# DATA start
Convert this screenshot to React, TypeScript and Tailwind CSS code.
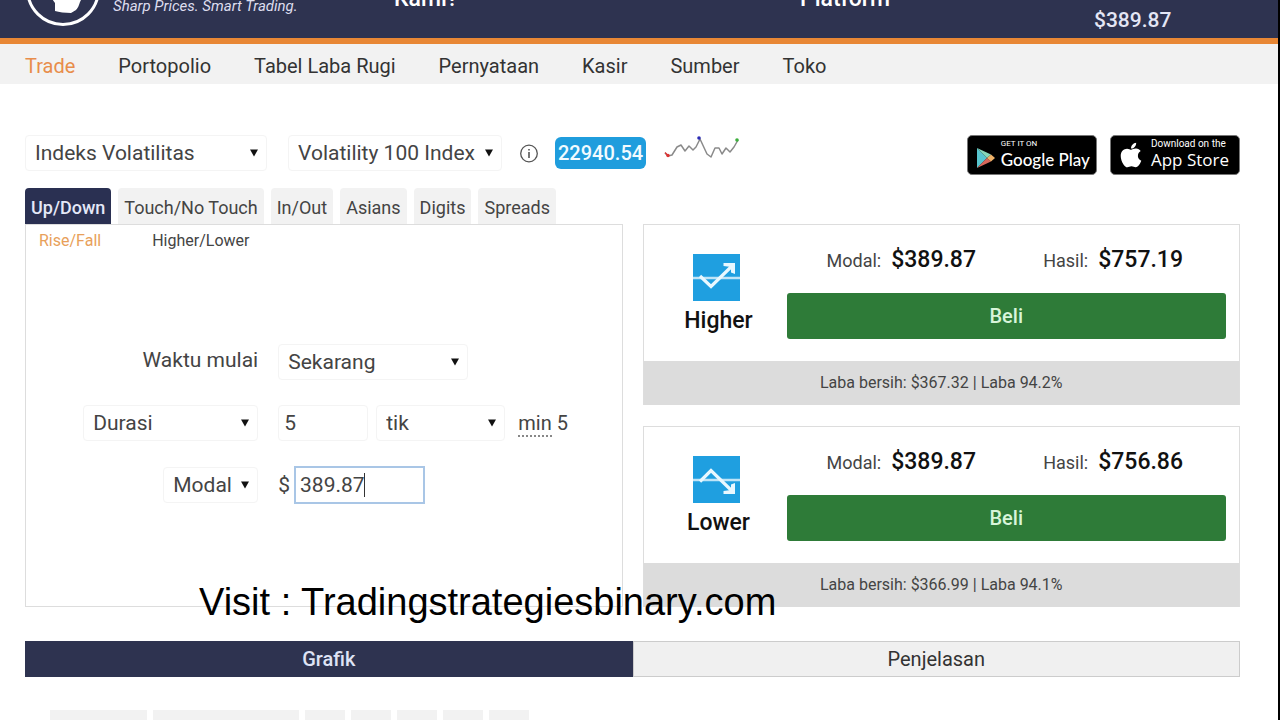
import { ReactNode } from 'react'
import clsx from 'clsx'
import { FaApple } from 'react-icons/fa'

const navigation = ['Trade', 'Portopolio', 'Tabel Laba Rugi', 'Pernyataan', 'Kasir', 'Sumber', 'Toko']

const contractTabs = ['Up/Down', 'Touch/No Touch', 'In/Out', 'Asians', 'Digits', 'Spreads']

const contracts = [
  { name: 'Higher', stake: '$389.87', payout: '$757.19', profit: '$367.32', percent: '94.2%' },
  { name: 'Lower', stake: '$389.87', payout: '$756.86', profit: '$366.99', percent: '94.1%' },
]

const chartTools = [
  { name: 'Interval', width: 'w-[97px]' },
  { name: 'Chart type', width: 'w-[146px]' },
  { name: 'Indicators', width: 'w-10' },
  { name: 'Overlay', width: 'w-10' },
  { name: 'Draw', width: 'w-10' },
  { name: 'Export', width: 'w-10' },
  { name: 'Table', width: 'w-10' },
]

function Select({ id, label, value, className }: { id: string; label: string; value: string; className: string }) {
  return (
    <div className={clsx('relative', className)}>
      <select
        id={id}
        aria-label={label}
        className="block h-9 w-full appearance-none rounded-sm border border-[#f4f4f4] bg-white pl-[9px] pr-6 text-[21px] leading-8 text-[#444] outline-none"
      >
        <option>{value}</option>
      </select>
      <svg className="pointer-events-none absolute right-[9px] top-[14px] h-2 w-2" viewBox="0 0 8 8">
        <path d="M0 0.5h8L4 7.5z" fill="#111" />
      </svg>
    </div>
  )
}

function Logo() {
  return (
    <svg className="h-[74px] w-[74px] shrink-0" viewBox="0 0 74 74" fill="none">
      <circle cx="37" cy="37" r="35.5" stroke="#fff" strokeWidth="3" />
      <path
        d="M22 30c8-6 30-6 35 4-1 8-1 13-3 16-1 3-2 6-4 8l-5 3c-6 0-12-1-16-2l0-8c-4-5-7-12-7-21z"
        fill="#fff"
      />
    </svg>
  )
}

function Sparkline() {
  return (
    <svg className="h-6 w-[76px]" viewBox="0 0 76 24" fill="none">
      <path
        d="M1 18l3 3 4-1 5-8 4-2 4 6 4-5 4 4 3-3 4-8 7 15 4 3 4-9 4 0 3 6 4-6 4 4 4-5 4-7"
        stroke="#8a8a8a"
        strokeWidth="1.5"
        strokeLinejoin="round"
      />
      <path d="M1 17.5l3 3" stroke="#d33" strokeWidth="1.3" />
      <circle cx="4" cy="20.5" r="1.7" fill="#d33" />
      <circle cx="35" cy="3" r="1.8" fill="#2b2bb5" />
      <circle cx="73" cy="5" r="1.8" fill="#3cae3c" />
    </svg>
  )
}

function ContractIcon({ name }: { name: string }) {
  return (
    <svg className="mr-1 h-[47px] w-[47px]" viewBox="0 0 47 47" fill="none">
      <path d="M0 0h47v47H0z" fill="#1f9fe0" />
      <path d="M0 24h47" stroke="#bfe4f7" strokeWidth="2.4" />
      {name === 'Higher' ? (
        <>
          <path d="M7 22l11 10.5L39 12" stroke="#e9f8ff" strokeWidth="3.2" />
          <path d="M30.500 9H42v11l-4-1.500V13l-7.500-1z" fill="#e9f8ff" />
        </>
      ) : (
        <>
          <path d="M7 25.500l11-11L39 35" stroke="#e9f8ff" strokeWidth="3.2" />
          <path d="M30.500 38H42V27l-4 1.500V34l-7.500 1z" fill="#e9f8ff" />
        </>
      )}
    </svg>
  )
}

function StoreLink({ caption, name, captionClass, nameClass, children }: { caption: string; name: string; captionClass: string; nameClass: string; children: ReactNode }) {
  return (
    <a href="#" className="flex h-10 items-center rounded-[5px] border border-[#777] bg-black text-white">
      {children}
      <span className="flex flex-col">
        <span className={captionClass}>{caption}</span>
        <span className={nameClass}>{name}</span>
      </span>
    </a>
  )
}

export default function App() {
  return (
    <div className="relative h-screen overflow-hidden border-r-2 border-black bg-white font-[Roboto,sans-serif] text-[#333]">
      <header className="flex h-11 items-end overflow-hidden border-b-6 border-[#e88735] bg-[#2e3350] text-white">
        <div className="flex w-[394px] shrink-0 items-end pb-3 pl-[26px]">
          <Logo />
          <p className="pb-3 pl-[13px] text-[15px] leading-4 italic text-[#dde]">Sharp Prices. Smart Trading.</p>
        </div>
        <a href="#" className="w-[406px] pb-[25px] text-[23px] leading-7 font-medium">Kami?</a>
        <a href="#" className="w-[294px] pb-[25px] text-[23px] leading-7 font-medium">Platform</a>
        <span className="pb-[6px] text-[21px] leading-6 font-medium text-[#e4e6f5]">$389.87</span>
      </header>

      <nav className="flex gap-[43px] bg-[#f2f2f2] px-[25px] pt-2 pb-1">
        {navigation.map((item) => (
          <a
            key={item}
            href="#"
            className={clsx('text-xl leading-7', item === 'Trade' ? 'text-[#e88d4b]' : 'text-[#333]')}
          >
            {item}
          </a>
        ))}
      </nav>

      <main className="pt-[51px] pr-[38px] pl-[25px]">
        {/* Market picker */}
        <div className="flex h-10 items-start justify-between">
          <div className="flex h-9 items-center">
            <Select id="market" label="Market" value="Indeks Volatilitas" className="w-[242px]" />
            <Select id="underlying" label="Underlying" value="Volatility 100 Index" className="ml-[21px] w-[214px]" />
            <svg className="ml-[17px] h-5 w-5" viewBox="0 0 20 20" fill="none" stroke="#555">
              <circle cx="10" cy="10.500" r="8.300" strokeWidth="1.3" />
              <path d="M10 9v6M10 6v1.500" strokeWidth="1.6" />
            </svg>
            <span className="ml-4 rounded-md bg-[#1f9ddd] px-[3px] text-xl leading-8 font-medium text-[#f2fbff]">22940.54</span>
            <div className="ml-[18px] pb-3">
              <Sparkline />
            </div>
          </div>
          <div className="flex gap-[13px]">
            <StoreLink
              caption="GET IT ON"
              name="Google Play"
              captionClass="text-[8px] leading-[10px]"
              nameClass="font-[Lato,sans-serif] text-[17px] leading-[22px] font-medium pr-[6px]"
            >
              <svg className="mt-[6px] mr-[5px] ml-2 h-[22px] w-5" viewBox="0 0 20 22">
                <path d="M1 1v20l10-10z" fill="#58c5cf" />
                <path d="M1 1l10 10 4-3.500z" fill="#86d7b8" />
                <path d="M1 21l10-10 4 3.500z" fill="#d9665a" />
                <path d="M15 7.500l4 3.500-4 3.500-4-3.500z" fill="#f0b269" />
              </svg>
            </StoreLink>
            <StoreLink
              caption="Download on the"
              name="App Store"
              captionClass="text-[10px] leading-[10px]"
              nameClass="font-['Open_Sans',sans-serif] text-[17px] leading-[22px] font-medium pr-[10px]"
            >
              <FaApple className="mx-2 h-7 w-6" />
            </StoreLink>
          </div>
        </div>

        {/* Contract types */}
        <div className="mt-[13px] flex gap-[7px]">
          {contractTabs.map((tab, i) => (
            <button
              key={tab}
              className={clsx(
                'h-9 rounded-t-[4px] px-[6px] pt-1 text-lg',
                i === 0 ? 'bg-[#2a3052] font-medium text-[#e4e8f8]' : 'bg-[#f2f2f2] text-[#444]',
              )}
            >
              {tab}
            </button>
          ))}
        </div>

        <div className="grid grid-cols-2 gap-5">
          <section className="border border-[#ddd]">
            <div className="flex gap-[51px] px-[13px] pt-[6px] text-base leading-5">
              <a href="#" className="text-[#e8a05a]">Rise/Fall</a>
              <a href="#" className="text-[#444]">Higher/Lower</a>
            </div>

            <form className="mt-[93px] flex flex-col gap-[25px] text-[21px] leading-7 text-[#444]">
              <div className="grid grid-cols-[39%_1fr] items-center gap-5">
                <label htmlFor="start" className="pb-1 text-right">Waktu mulai</label>
                <Select id="start" label="Waktu mulai" value="Sekarang" className="w-[190px]" />
              </div>
              <div className="grid grid-cols-[39%_1fr] items-center gap-5">
                <Select id="expiry" label="Durasi" value="Durasi" className="ml-auto w-[175px]" />
                <div className="flex items-center">
                  <input
                    aria-label="Durasi"
                    defaultValue="5"
                    className="h-9 w-[90px] rounded-sm border border-[#f4f4f4] px-[5px] outline-none"
                  />
                  <Select id="unit" label="Unit" value="tik" className="ml-2 w-[129px]" />
                  <span className="ml-[13px] text-xl leading-7">
                    <span className="border-b-2 border-dotted border-[#888]">min</span> 5
                  </span>
                </div>
              </div>
              <div className="grid grid-cols-[39%_1fr] items-center gap-5">
                <Select id="basis" label="Modal" value="Modal" className="ml-auto w-[95px]" />
                <div className="flex items-center">
                  <label htmlFor="amount">$</label>
                  <div className="relative ml-1">
                    <input
                      id="amount"
                      defaultValue="389.87"
                      className="block h-[38px] w-[131px] border-2 border-[#a9c6e6] px-1 outline-none"
                    />
                    <span className="absolute top-[7px] left-[70px] h-6 w-px bg-[#333]" />
                  </div>
                </div>
              </div>
            </form>
          </section>

          <div className="flex flex-col gap-[21px]">
            {contracts.map((c) => (
              <section key={c.name} className="border border-[#ddd] border-b-[#dcdcdc]">
                <div className="flex items-start gap-[6px] px-[13px] pt-[21px] pb-[22px]">
                  <div className="flex w-[124px] shrink-0 flex-col items-center pt-2">
                    <ContractIcon name={c.name} />
                    <h2 className="mt-1 text-[23px] leading-8 font-medium text-[#111]">{c.name}</h2>
                  </div>
                  <div className="flex-1">
                    <div className="flex justify-between pr-[43px] pl-10 text-lg leading-7 text-[#444]">
                      <p className="flex items-baseline gap-[10px]">
                        Modal: <strong className="text-[23px] leading-7 font-medium text-[#111]">{c.stake}</strong>
                      </p>
                      <p className="flex items-baseline gap-[10px]">
                        Hasil: <strong className="text-[23px] leading-7 font-medium text-[#111]">{c.payout}</strong>
                      </p>
                    </div>
                    <button className="mt-[18px] block h-[46px] w-full rounded-[3px] bg-[#2e7b38] text-xl font-medium text-[#d8f5da]">
                      Beli
                    </button>
                  </div>
                </div>
                <p className="bg-[#dcdcdc] text-center text-base leading-[43px] text-[#444]">
                  Laba bersih: {c.profit} | Laba {c.percent}
                </p>
              </section>
            ))}
          </div>
        </div>

        {/* Analysis tabs */}
        <div className="mt-[34px] grid grid-cols-2 text-xl">
          <button className="h-9 bg-[#2e3350] font-medium text-[#dfe3f5]">Grafik</button>
          <button className="h-9 border border-[#ccc] bg-[#f0f0f0] text-[#333]">Penjelasan</button>
        </div>

        <div className="mt-[33px] flex gap-[6px] pl-[25px]">
          {chartTools.map((tool) => (
            <button key={tool.name} aria-label={tool.name} className={clsx('h-8 bg-[#f2f2f2]', tool.width)} />
          ))}
        </div>
      </main>

      <p className="absolute top-[580px] left-[199px] font-['Liberation_Sans',sans-serif] text-[38px] leading-[44px] whitespace-nowrap text-black">
        Visit : Tradingstrategiesbinary.com
      </p>
    </div>
  )
}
# DATA end
GIVEN PROBLEM
Print, exactly as written, the lines above from the first one to the one containing "const contractTabs = ['Up/Down', 'Touch/No". Leave out pictures.

TASK RESPONSE
Convert this screenshot to React, TypeScript and Tailwind CSS code.
import { ReactNode } from 'react'
import clsx from 'clsx'
import { FaApple } from 'react-icons/fa'

const navigation = ['Trade', 'Portopolio', 'Tabel Laba Rugi', 'Pernyataan', 'Kasir', 'Sumber', 'Toko']

const contractTabs = ['Up/Down', 'Touch/No Touch', 'In/Out', 'Asians', 'Digits', 'Spreads']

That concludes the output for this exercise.